United States prosecutors have released a plea agreement made with former FIFA executive Chuck Blazer. It shows Blazer secretly fed authorities information in a corruption probe for almost two years.
The cooperation agreement between Blazer and the US Attorney's Office in Brooklyn, New York - which was signed in November 2013 - was made public Monday following a ruling by a federal judge.
It outlined deals between Blazer and US authorities which went back as far as December 2011 - including agreements for the soccer functionary to turn over documents to investigators, participate in undercover activities and testify at trial - in exchange for more leniencies at sentencing.
Media outlets had requested to reveal the document following the May indictment of nine current and former FIFA officials as well as five corporate executives in a US probe into corruption in world soccer's governing body.
Federal prosecutors had opposed making Blazer's agreement public, arguing it would prejudice the investigation and jeopardize the witness' safety. However, that argument was rejected by the judge, Raymond Dearie, who said prosecutors had failed to meet their "high burden" to keep the document sealed.
"The nature of Blazer's cooperation – at least to the extent expressed in his cooperation agreement – should be removed from the shadows," Dearie wrote in a ruling released Monday.

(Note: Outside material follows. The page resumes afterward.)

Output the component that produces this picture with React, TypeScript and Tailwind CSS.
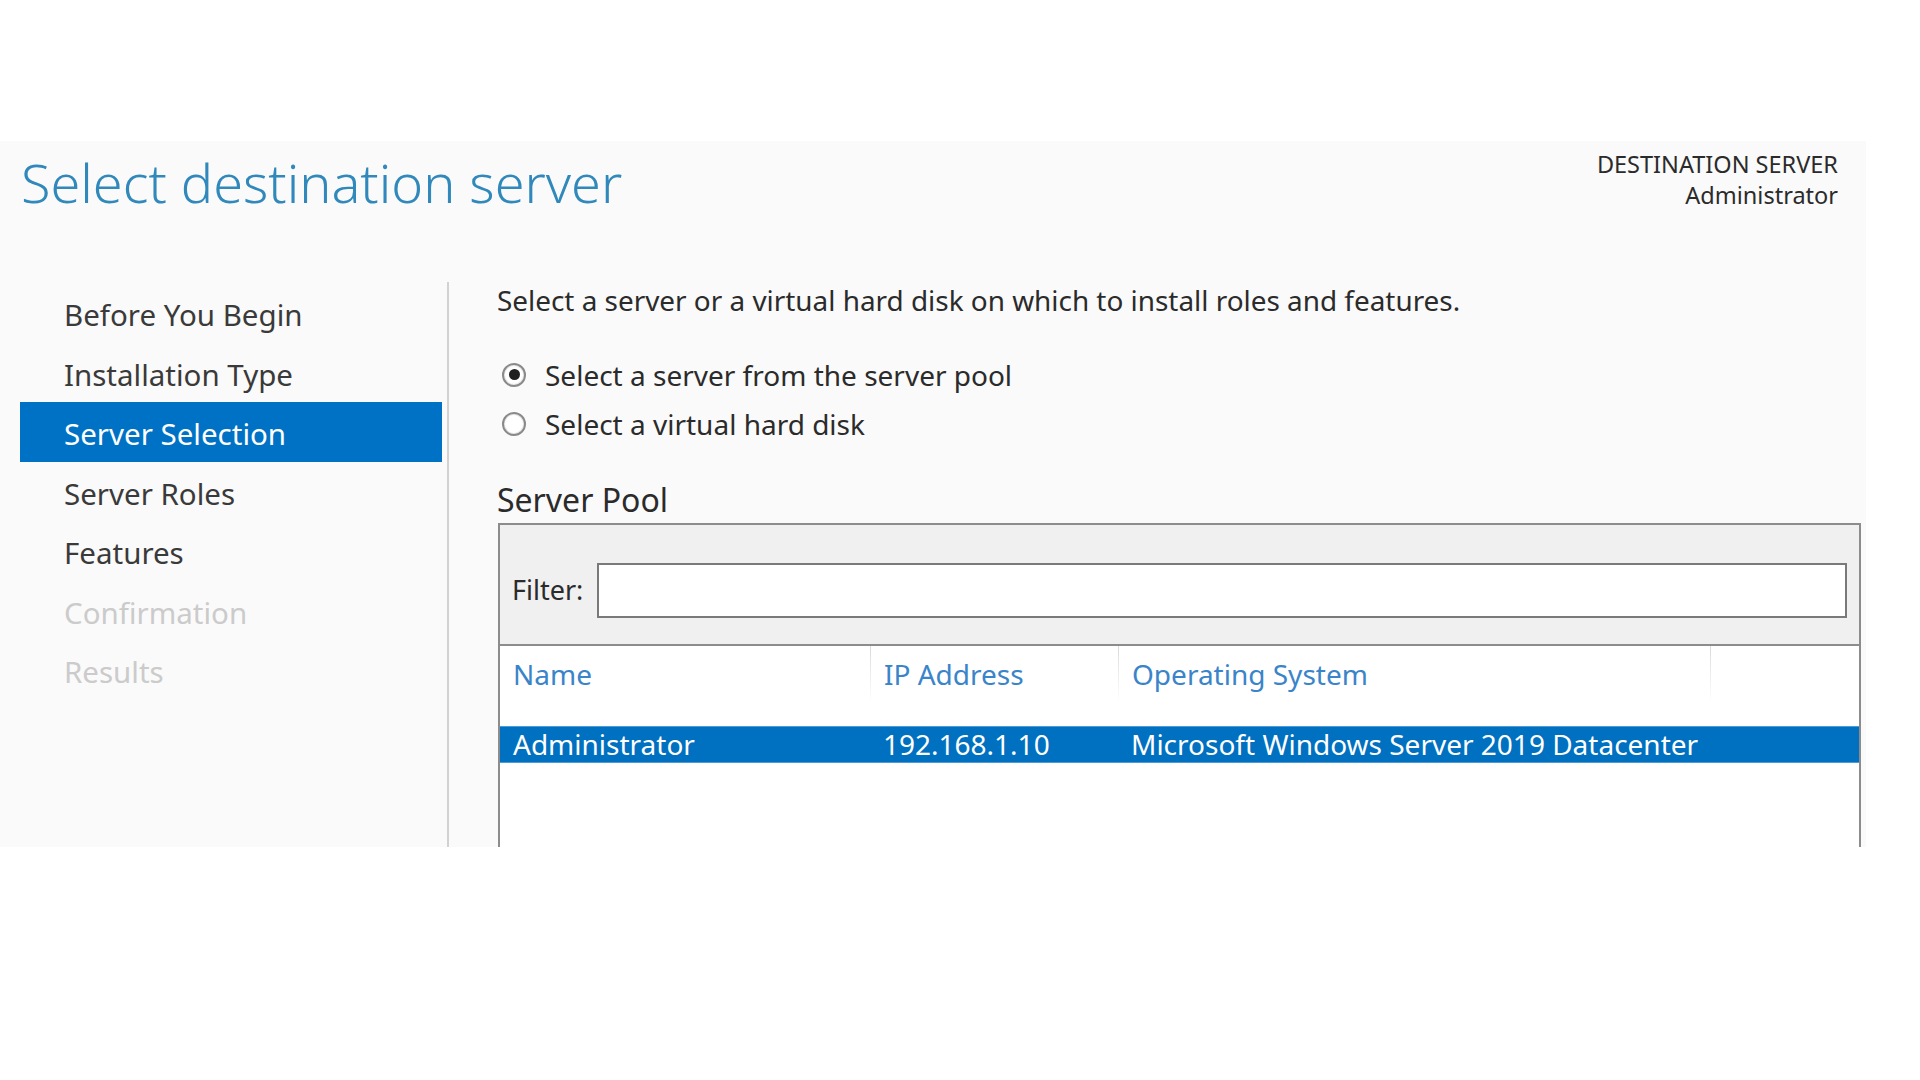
import React from 'react';

// Add Roles and Features wizard – "Server Selection" page

const steps = [
  { label: 'Before You Begin', state: 'done' },
  { label: 'Installation Type', state: 'done' },
  { label: 'Server Selection', state: 'active' },
  { label: 'Server Roles', state: 'done' },
  { label: 'Features', state: 'done' },
  { label: 'Confirmation', state: 'off' },
  { label: 'Results', state: 'off' },
];

function Radio({ checked, label }: { checked?: boolean; label: string }) {
  return (
    <div className="flex h-[49px] items-center gap-[19px]">
      <span className="ml-[5px] flex h-[24px] w-[24px] items-center justify-center rounded-full border-2 border-[#8a8a8a] bg-white shadow-[inset_0_0_0_1px_#e6e6e6]">
        {checked && <span className="h-[11px] w-[11px] rounded-full bg-[#1f1f1f]" />}
      </span>
      <span className="text-[28px] leading-[38px] text-[#2b2b2b]">{label}</span>
    </div>
  );
}

function ColSep() {
  return <div className="absolute left-0 top-0 h-[56px] w-px bg-gradient-to-b from-[#dadada] to-transparent" />;
}

export default function App() {
  return (
    <div className="h-[1080px] w-[1920px] bg-white pt-[141px] font-['Noto_Sans','Open_Sans',sans-serif]">
      <div className="flex h-[706px] w-[1866px] flex-col bg-[#fafafa]">
        {/* header */}
        <div className="flex h-[141px] items-start justify-between">
          <h1 className="ml-[21px] mt-[14px] text-[54px] font-light leading-none text-[#3189bb]">
            Select destination server
          </h1>
          <div className="mr-[28px] mt-[8px] text-right text-[23.5px] leading-[31px] text-[#2b2b2b]">
            <div>DESTINATION SERVER</div>
            <div>Administrator</div>
          </div>
        </div>

        {/* body */}
        <div className="flex flex-1">
          <div className="w-[449px] border-r-2 border-[#d2d2d2] pl-[20px] pr-[5px] pt-[1px]">
            {steps.map((s) => (
              <div
                key={s.label}
                className={
                  s.state === 'active'
                    ? 'h-[59.5px] bg-[#0072c6] pl-[44px] pt-[5px] text-[29.5px] leading-[54px] text-white'
                    : s.state === 'off'
                      ? 'h-[59.5px] pl-[44px] pt-[5px] text-[29.5px] leading-[54px] text-[#cbcbcb]'
                      : 'h-[59.5px] pl-[44px] pt-[5px] text-[29.5px] leading-[54px] text-[#3a3a3a]'
                }
              >
                {s.label}
              </div>
            ))}
          </div>

          <div className="flex flex-1 flex-col pl-[48px]">
            <p className="mt-[2px] text-[27.9px] leading-[32px] text-[#2b2b2b]">
              Select a server or a virtual hard disk on which to install roles and features.
            </p>

            <div className="mt-[34px]">
              <Radio checked label="Select a server from the server pool" />
              <Radio label="Select a virtual hard disk" />
            </div>

            <h2 className="mt-[32px] text-[32px] leading-[40px] text-[#2b2b2b]">Server Pool</h2>

            <div className="ml-[1px] mt-[3px] flex w-[1363px] flex-1 flex-col border-2 border-b-0 border-[#8c8c8c] bg-white">
              <div className="h-[121px] border-b-2 border-[#8c8c8c] bg-[#f0f0f0] pr-[12px] pt-[38px]">
                <div className="flex h-[55px] items-center">
                  <span className="w-[97px] pl-[12px] text-[27px] text-[#2b2b2b]">Filter:</span>
                  <div className="h-[55px] flex-1 border-2 border-[#7a7a7a] bg-white" />
                </div>
              </div>

              <div className="grid h-[80px] grid-cols-[370px_248px_592px_1fr] text-[28px] leading-[38px] text-[#3a84c9]">
                <div className="pl-[13px] pt-[9px]">Name</div>
                <div className="relative pl-[14px] pt-[9px]">
                  <ColSep />
                  IP Address
                </div>
                <div className="relative pl-[14px] pt-[9px]">
                  <ColSep />
                  Operating System
                </div>
                <div className="relative">
                  <ColSep />
                </div>
              </div>

              <div className="grid h-[37px] grid-cols-[370px_248px_592px_1fr] border-y border-[#4d9ad8] bg-[#0070c0] text-[28px] leading-[35px] text-white">
                <div className="pl-[13px]">Administrator</div>
                <div className="pl-[13px]">192.168.1.10</div>
                <div className="pl-[13px]">Microsoft Windows Server 2019 Datacenter</div>
                <div />
              </div>
            </div>
          </div>
        </div>
      </div>
    </div>
  );
}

Cooperation and guilty pleas
The agreement included that Blazer would "participate in undercover activities pursuant to the specific instructions of law enforcement agents or this office."
In exchange, authorities said they would not recommend a specific sentence for his crimes and accepted what would amount to a significant reduction in jail time. Blazer secretly pleaded guilty to 10 charges including wire fraud and money laundering in November 2013. The maximum jail sentences for the counts could have added up to 100 years.
Blazer, now aged 70 and reported to be in poor health, had been a member of FIFA's executive committee from 1997 to 2013 and was general secretary of CONCACAF, soccer's governing body in North and Central America and the Caribbean, from 1990 to 2011.
According to US officials, his cooperation helped build a complex corruption case that has led to charges against top FIFA figures and prompted FIFA President Sepp Blatter to announce he would step down – just days after his re-election.
Handshake initiative canned
In another blow to FIFA's prestige, the Nobel Peace Center in Oslo has said it's ending its cooperation with the organization in the "Handshake for Peace" initiative. Blatter had been an enthusiastic supporter of the campaign.